La thématique émerge à différents moments selon les élections
Pour autant, cette thématique est loin d’être nouvelle, mais en s’intéressant aux deux élections présidentielles américaines précédentes, des différences existent dans la façon dont elle émerge. Lors de l’élection présidentielle de 2020, les mêmes thématiques et mots-clés avaient généré 19 millions de messages entre début janvier et le 3 novembre 2020, veille de l’élection, soit 2,5 fois moins qu’en 2024. Mais c’est véritablement après l’élection, à partir du 6 novembre 2020, que le pic d’utilisation de mots-clés autour de cette thématique avait été observé avec plus de 5 millions de tweets en quatre jours.
Des accusations de fraude concentrées entre novembre et décembre qui avaient trouvé leur paroxysme dans l’invasion du Capitole du 6 janvier 2021 où le slogan “Stop the steal” était omniprésent.
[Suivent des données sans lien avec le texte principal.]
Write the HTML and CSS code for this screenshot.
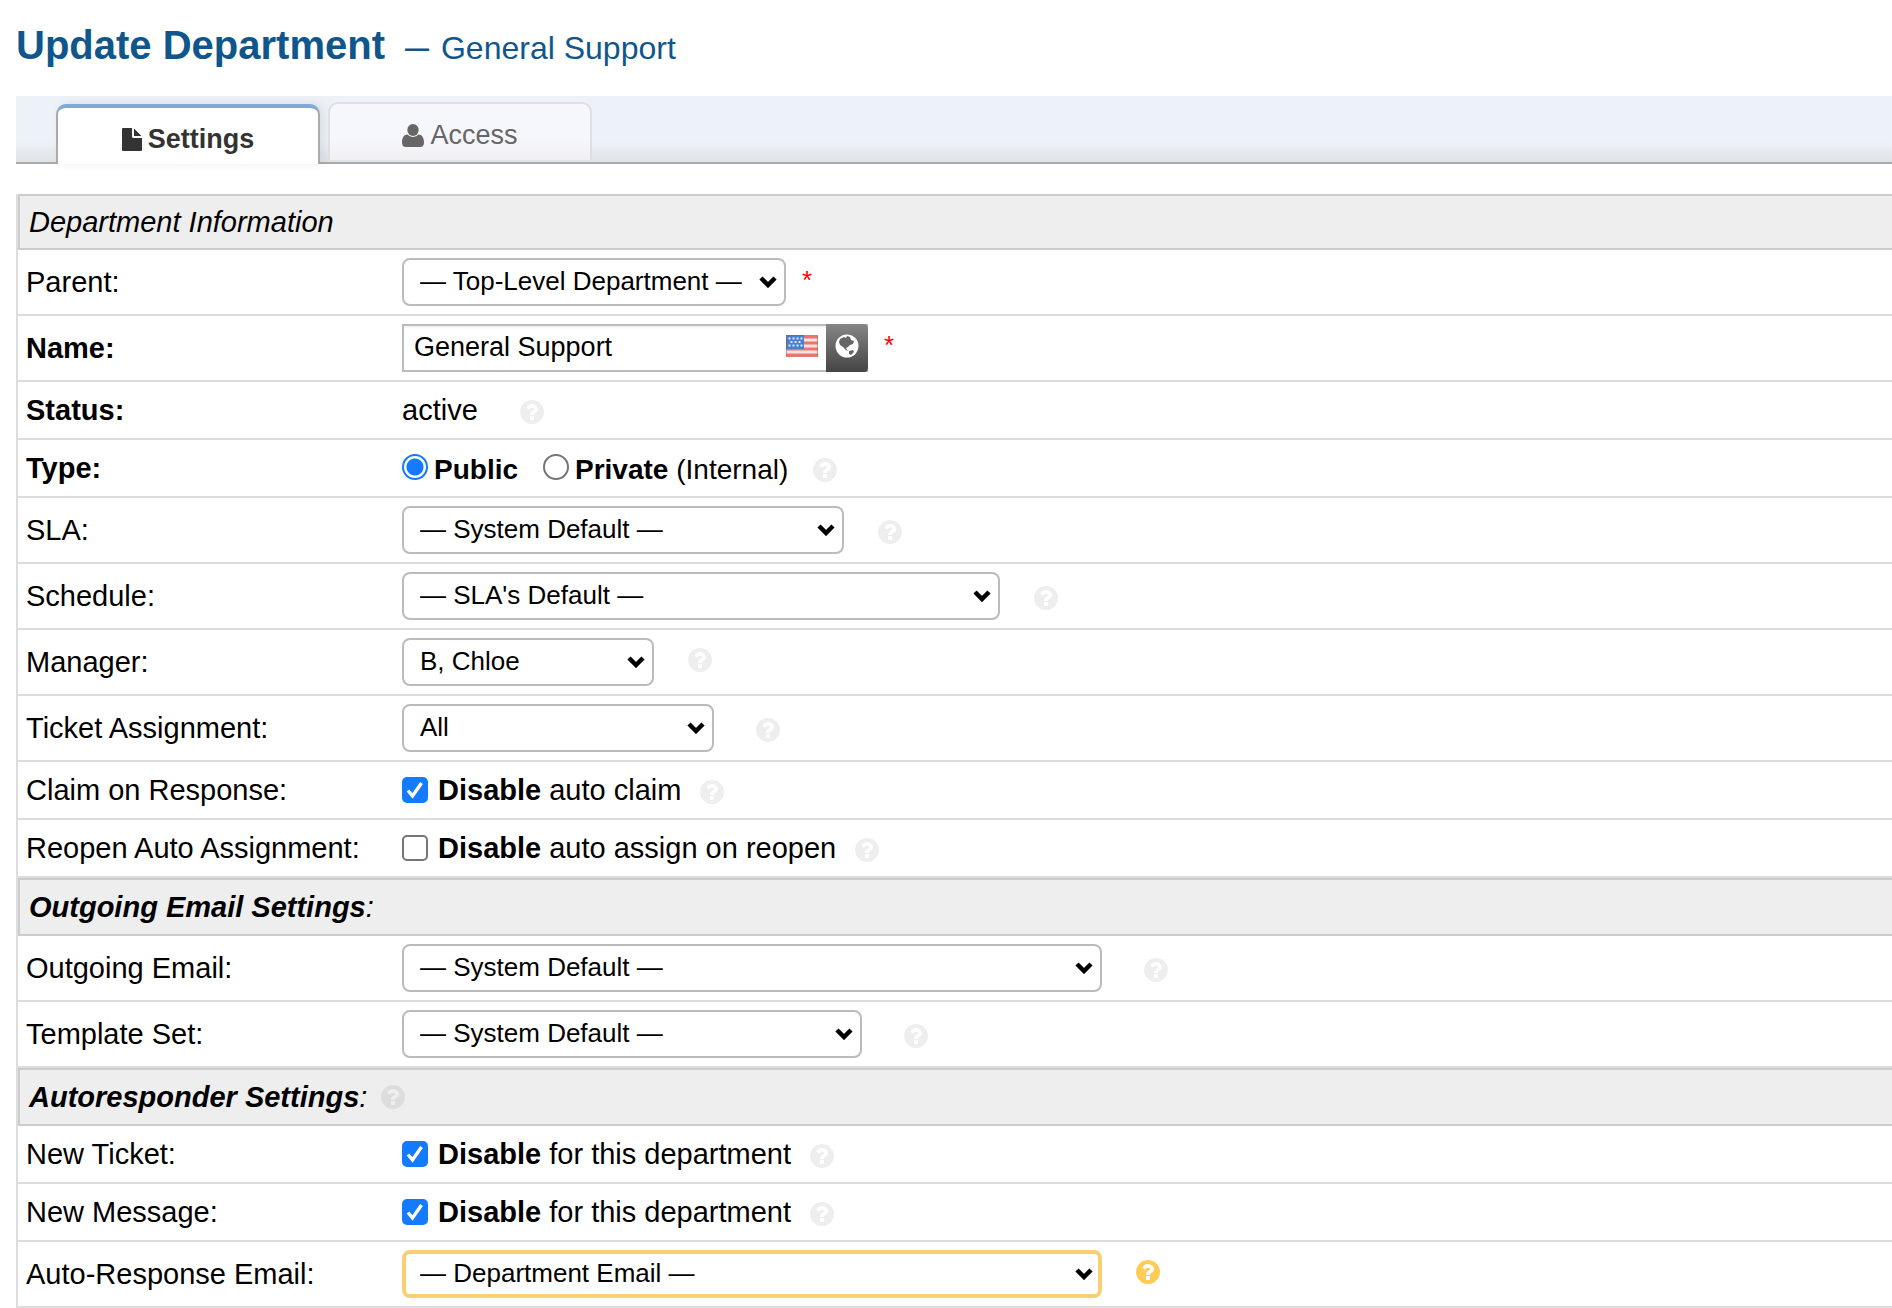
FILE: index.html
```html
<!DOCTYPE html>
<html lang="en">
<head>
<meta charset="utf-8">
<title>Update Department — General Support</title>
<meta name="viewport" content="width=device-width, initial-scale=1">
<link rel="stylesheet" href="styles.css">
</head>
<body>
<svg class="sprite" aria-hidden="true">
  <symbol id="i-help" viewBox="0 0 1536 1536"><path d="M896 1248v-192q0-14-9-23t-23-9h-192q-14 0-23 9t-9 23v192q0 14 9 23t23 9h192q14 0 23-9t9-23zM1152 576q0-88-55.500-163t-138.500-116-170-41q-243 0-371 213-15 24 8 42l132 100q7 6 19 6 16 0 25-12 53-68 86-92 34-24 86-24 48 0 85.500 26t37.500 59q0 38-20 61t-68 45q-63 28-115.500 86.500t-52.500 125.500v36q0 14 9 23t23 9h192q14 0 23-9t9-23q0-19 21.500-49.500t54.500-49.500q32-18 49-28.500t46-35 44.500-48 28-60.500 12.500-81zM1536 768q0 209-103 385.500t-279.500 279.500-385.500 103-385.500-103-279.500-279.500-103-385.500 103-385.500 279.500-279.500 385.500-103 385.500 103 279.500 279.500 103 385.500z"/></symbol>
</svg>
<h1 class="title">Update Department <small class="title-sub"><span class="dash">—</span> General Support</small></h1>
<nav>
  <ul class="tabs">
    <li><a class="tab tab-active" href="#settings"><svg class="icon-file" viewBox="0 0 20 23"><path d="M1 0h9v8.500a1.500 1.500 0 0 0 1.500 1.500H20V22a1 1 0 0 1-1 1H1a1 1 0 0 1-1-1V1a1 1 0 0 1 1-1zM12 0.500L19.500 8H12z"/></svg>Settings</a></li>
    <li><a class="tab" href="#access"><svg class="icon-user" viewBox="0 0 22 23"><ellipse cx="11" cy="6" rx="5.700" ry="6"/><path d="M5.500 10.500C7 12 9 13 11 13s4-1 5.500-2.500C20 10.500 22 14 22 18.500c0 3-1.500 4.500-4 4.500H4c-2.500 0-4-1.500-4-4.500 0-4.500 2-8 5.500-8z"/></svg>Access</a></li>
  </ul>
</nav>
<form id="settings">
<table class="form">
  <tbody>
    <tr><th class="section" colspan="2">Department Information</th></tr>
    <tr>
      <td class="label"><label for="parent">Parent:</label></td>
      <td><div class="field field-tall"><select id="parent" class="w-parent"><option>— Top-Level Department —</option></select><span class="required">*</span></div></td>
    </tr>
    <tr>
      <td class="label"><label for="name"><b>Name:</b></label></td>
      <td><div class="field field-tall">
        <div class="translatable">
          <input id="name" type="text" value="General Support">
          <svg class="flag" viewBox="0 0 32 22"><rect width="32" height="22" fill="#f6e4e2"/><path d="M0 2h32M0 8h32M0 14h32M0 20h32" stroke="#ec7470" stroke-width="3"/><rect width="18" height="14" fill="#4a7fd0"/><path d="M2.500 3.500h14M4.500 7h12M2.500 10.500h14" stroke="#dce9fb" stroke-width="2" stroke-dasharray="2 2"/><rect x=".5" y=".5" width="31" height="21" fill="none" stroke="#b0483f" stroke-opacity=".45"/></svg>
          <button type="button" class="translate" aria-label="Translate"><svg viewBox="0 0 24 24"><circle cx="12" cy="12" r="11.500" fill="#fff"/><path d="M5 5l4-2 2 1 1-2 3 1 1 3 3 1-1 3-3 1-2 2-2 1 2 3-2-1-3-3-3-2-1-3zM14 17l4-1 1 2-3 3-2-1z" fill="#666"/></svg></button>
        </div><span class="required">*</span></div></td>
    </tr>
    <tr>
      <td class="label"><b>Status:</b></td>
      <td><div class="field">active<button type="button" class="help gap-xl" aria-label="Help"><svg><use href="#i-help"/></svg></button></div></td>
    </tr>
    <tr>
      <td class="label"><b>Type:</b></td>
      <td><div class="field"><label class="radio"><input type="radio" name="type" checked><b>Public</b></label><label class="radio"><input type="radio" name="type"><span><b>Private</b> (Internal)</span></label><button type="button" class="help" aria-label="Help"><svg><use href="#i-help"/></svg></button></div></td>
    </tr>
    <tr>
      <td class="label"><label for="sla">SLA:</label></td>
      <td><div class="field field-tall"><select id="sla" class="w-sla"><option>— System Default —</option></select><button type="button" class="help gap-md" aria-label="Help"><svg><use href="#i-help"/></svg></button></div></td>
    </tr>
    <tr>
      <td class="label"><label for="schedule">Schedule:</label></td>
      <td><div class="field field-tall"><select id="schedule" class="w-schedule"><option>— SLA's Default —</option></select><button type="button" class="help gap-md" aria-label="Help"><svg><use href="#i-help"/></svg></button></div></td>
    </tr>
    <tr>
      <td class="label"><label for="manager">Manager:</label></td>
      <td><div class="field field-tall"><select id="manager" class="w-manager"><option>B, Chloe</option></select><button type="button" class="help help-raised gap-md" aria-label="Help"><svg><use href="#i-help"/></svg></button></div></td>
    </tr>
    <tr>
      <td class="label"><label for="assignment">Ticket Assignment:</label></td>
      <td><div class="field field-tall"><select id="assignment" class="w-assignment"><option>All</option></select><button type="button" class="help gap-xl" aria-label="Help"><svg><use href="#i-help"/></svg></button></div></td>
    </tr>
    <tr>
      <td class="label">Claim on Response:</td>
      <td><div class="field"><label class="check"><input type="checkbox" checked><span><b>Disable</b> auto claim</span></label><button type="button" class="help gap-sm" aria-label="Help"><svg><use href="#i-help"/></svg></button></div></td>
    </tr>
    <tr>
      <td class="label">Reopen Auto Assignment:</td>
      <td><div class="field"><label class="check"><input type="checkbox"><span><b>Disable</b> auto assign on reopen</span></label><button type="button" class="help gap-sm" aria-label="Help"><svg><use href="#i-help"/></svg></button></div></td>
    </tr>
  </tbody>
  <tbody>
    <tr><th class="section" colspan="2"><b>Outgoing Email Settings</b>:</th></tr>
    <tr>
      <td class="label"><label for="outgoing">Outgoing Email:</label></td>
      <td><div class="field field-tall"><select id="outgoing" class="w-email"><option>— System Default —</option></select><button type="button" class="help gap-xl" aria-label="Help"><svg><use href="#i-help"/></svg></button></div></td>
    </tr>
    <tr>
      <td class="label"><label for="template">Template Set:</label></td>
      <td><div class="field field-tall"><select id="template" class="w-template"><option>— System Default —</option></select><button type="button" class="help gap-xl" aria-label="Help"><svg><use href="#i-help"/></svg></button></div></td>
    </tr>
  </tbody>
  <tbody>
    <tr><th class="section" colspan="2"><div class="section-row"><span><b>Autoresponder Settings</b>:</span><button type="button" class="help" aria-label="Help"><svg><use href="#i-help"/></svg></button></div></th></tr>
    <tr>
      <td class="label">New Ticket:</td>
      <td><div class="field"><label class="check"><input type="checkbox" checked><span><b>Disable</b> for this department</span></label><button type="button" class="help gap-sm" aria-label="Help"><svg><use href="#i-help"/></svg></button></div></td>
    </tr>
    <tr>
      <td class="label">New Message:</td>
      <td><div class="field"><label class="check"><input type="checkbox" checked><span><b>Disable</b> for this department</span></label><button type="button" class="help gap-sm" aria-label="Help"><svg><use href="#i-help"/></svg></button></div></td>
    </tr>
    <tr>
      <td class="label"><label for="autoresponse">Auto-Response Email:</label></td>
      <td><div class="field field-tall"><select id="autoresponse" class="w-email highlighted"><option>— Department Email —</option></select><button type="button" class="help help-raised help-active gap-md" aria-label="Help"><svg><use href="#i-help"/></svg></button></div></td>
    </tr>
  </tbody>
</table>
</form>
</body>
</html>
```
FILE: styles.css
```css
* { box-sizing: border-box; }

body {
  margin: 0;
  padding-left: 16px;
  background: #fff;
  color: #000;
  font-family: "Liberation Sans", Arial, Helvetica, sans-serif;
  font-size: 29px;
  line-height: 34px;
}

.sprite { display: none; }

/* Heading */
.title {
  display: flex;
  align-items: center;
  gap: 20px;
  margin: 0;
  padding: 21px 0 27px;
  color: #0f568c;
  font-size: 40px;
  line-height: 48px;
}
.title-sub {
  display: flex;
  align-items: center;
  gap: 12px;
  padding-top: 6px;
  font-size: 32px;
  font-weight: normal;
  line-height: 36px;
}
.dash { font-size: 24px; font-weight: bold; }

/* Tabs */
.tabs {
  display: flex;
  align-items: flex-end;
  gap: 8px;
  height: 68px;
  margin: 0 0 30px;
  padding: 0 0 0 40px;
  list-style: none;
  background: linear-gradient(#ecf2f7 70%, #dfe3e8);
  border-bottom: 2px solid #aaa;
}
.tab {
  display: flex;
  align-items: center;
  justify-content: center;
  gap: 6px;
  width: 264px;
  height: 58px;
  margin-bottom: 2px;
  padding-top: 6px;
  border: 2px solid #dfdfe3;
  border-bottom: 0;
  border-radius: 10px 10px 0 0;
  background: linear-gradient(#f6f7fc 60%, #f0f0f4);
  color: #666;
  font-size: 27px;
  text-decoration: none;
}
.tab svg { fill: currentColor; }
.tab-active {
  height: 60px;
  margin-bottom: -2px;
  border-color: #aaa;
  border-top: 4px solid #81a9d7;
  background: #fff;
  box-shadow: 4px -1px 10px rgba(0, 0, 0, .08);
  color: #333;
  font-weight: bold;
}
.icon-file { width: 20px; height: 23px; }
.icon-user { width: 22px; height: 23px; }

/* Form table */
.form {
  width: 100%;
  border-collapse: separate;
  border-spacing: 0;
  border-left: 2px solid #ddd;
}
.form td { padding: 0 8px; border-bottom: 2px solid #ddd; }
.label { width: 376px; }
.section {
  padding: 9px;
  border: 2px solid #ccc;
  border-right: 0;
  background: #eee;
  font-style: italic;
  font-weight: normal;
  text-align: left;
}
tbody + tbody .section { padding: 10px 9px; }
.section-row { display: flex; align-items: center; gap: 14px; }

.field { display: flex; align-items: center; min-height: 56px; }
.field-tall { min-height: 64px; }

/* Controls */
select {
  appearance: none;
  height: 48px;
  margin: 0;
  padding: 0 40px 2px 16px;
  border: 2px solid #bbb;
  border-radius: 8px;
  background: #fff url("data:image/svg+xml,%3Csvg xmlns='http://www.w3.org/2000/svg' width='18' height='12' viewBox='0 0 18 12'%3E%3Cpath d='M2 2l7 7 7-7' fill='none' stroke='%23000' stroke-width='4.500'/%3E%3C/svg%3E") no-repeat right 7px center;
  color: #000;
  font-family: inherit;
  font-size: 26px;
}
.w-parent { width: 384px; }
.w-sla { width: 442px; }
.w-schedule { width: 598px; }
.w-manager { width: 252px; }
.w-assignment { width: 312px; }
.w-email { width: 700px; }
.w-template { width: 460px; }
.highlighted {
  padding-left: 14px;
  border: 4px solid #f9cf72;
  background-position: right 5px center;
}

.translatable {
  display: flex;
  align-items: center;
  width: 466px;
  height: 48px;
  border: 2px solid #bbb;
  border-right: 0;
  box-shadow: inset 0 2px 2px rgba(0, 0, 0, .05);
}
.translatable input {
  flex: 1;
  min-width: 0;
  padding: 0 0 2px 10px;
  border: 0;
  background: none;
  color: #000;
  font-family: inherit;
  font-size: 27px;
}
.flag { width: 32px; height: 22px; margin: 0 8px 4px 0; }
.translate {
  display: grid;
  place-items: center;
  width: 42px;
  height: 48px;
  padding: 0 0 4px;
  border: 0;
  border-radius: 0 4px 4px 0;
  background: linear-gradient(#868686, #444);
}
.translate svg { width: 24px; height: 24px; }

.required {
  margin-left: 16px;
  padding-bottom: 4px;
  color: #f00;
  font-size: 26px;
}
.translatable + .required { padding-bottom: 6px; }

.radio, .check { display: flex; align-items: center; }
.radio { margin-right: 25px; padding-top: 4px; font-size: 28px; }
.radio input, .check input {
  appearance: none;
  width: 26px;
  height: 26px;
  border: 2px solid #767676;
  background: #fff;
}
.radio input { margin: 0 6px 6px 0; border-radius: 50%; }
.radio input:checked {
  border-color: #147aff;
  background: radial-gradient(circle, #147aff 8px, #fff 9px);
}
.check input { margin: 0 10px 0 0; border-radius: 5px; }
.check input:checked {
  border-color: #147aff;
  background: #147aff url("data:image/svg+xml,%3Csvg xmlns='http://www.w3.org/2000/svg' viewBox='0 0 22 22'%3E%3Cpath d='M4 11.500l4.500 5.500L17.500 4' fill='none' stroke='%23fff' stroke-width='3.400'/%3E%3C/svg%3E") center / 22px no-repeat;
}

.help {
  width: 24px;
  height: 24px;
  margin-top: 4px;
  padding: 0;
  border: 0;
  background: none;
  color: #eee;
}
.help svg { display: block; width: 24px; height: 24px; fill: currentColor; }
.help-raised { margin-top: 0; margin-bottom: 4px; }
.help-active { color: #ffcb57; }
.section .help { margin-top: 0; color: #ddd; }
.gap-sm { margin-left: 19px; }
.gap-md { margin-left: 34px; }
.gap-xl { margin-left: 42px; }
```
En 2016, on observe une tendance assez différente : 4,6 millions de messages sur la thématique du « vol du vote » avaient été publiés entre début janvier et le 7 novembre 2016, veille de l’élection, soit dix fois moins qu’en 2024. Le pic avait été observé aux alentours du 20 octobre, un mois avant l’élection, avant de se tasser après l’élection de Donald Trump.
Même si l’importance de l’utilisation d’un réseau social comme Twitter, devenu X depuis, peut expliquer la progression de ce thème en huit ans, il donne des indices sur comment, en trois élections, ce thème a régulièrement été au centre des discussions en ligne.
Seulement 252 cas de fraude recensés en 38 ans
Si la fraude électorale génère de nombreux messages, les faits montrent pourtant qu’elle constitue une part infime des votes lors de l’élection américaine. En s’appuyant sur les données de la fondation Héritage (nouvelle fenêtre), réputée proche du Parti républicain, le think tank américain Brookings (nouvelle fenêtre) a étudié les cas recensés aux États-Unis sur les 38 dernières années. Les résultats montrent que la fraude électorale, en particulier dans les États-pivots, souvent suivis de près, ne représente, dans le meilleur des cas, que 0.00008% des votes. Sur ces 38 années, seulement 252 cas avérés ont été recensés.
En 2020, sur la soixantaine de recours en justice déposés par les équipes de Donald Trump pour contester l’issue du vote, un seul avait été jugé recevable par un juge en Pennsylvanie (nouvelle fenêtre), avant d’être finalement annulé par la Cour suprême de l’État. Mais peu importent les faits : Donald Trump a déjà prévenu sur son réseau Truth Social que s’il est élu, il poursuivrait en justice « tous ceux qui ont triché » (nouvelle fenêtre). Une façon de préparer son électorat à contester une élection potentiellement serrée qui a déjà infusé dans les esprits : 49% des Américains (nouvelle fenêtre) pensent qu’une défaite de Trump entrainera des manifestations violentes à travers le pays.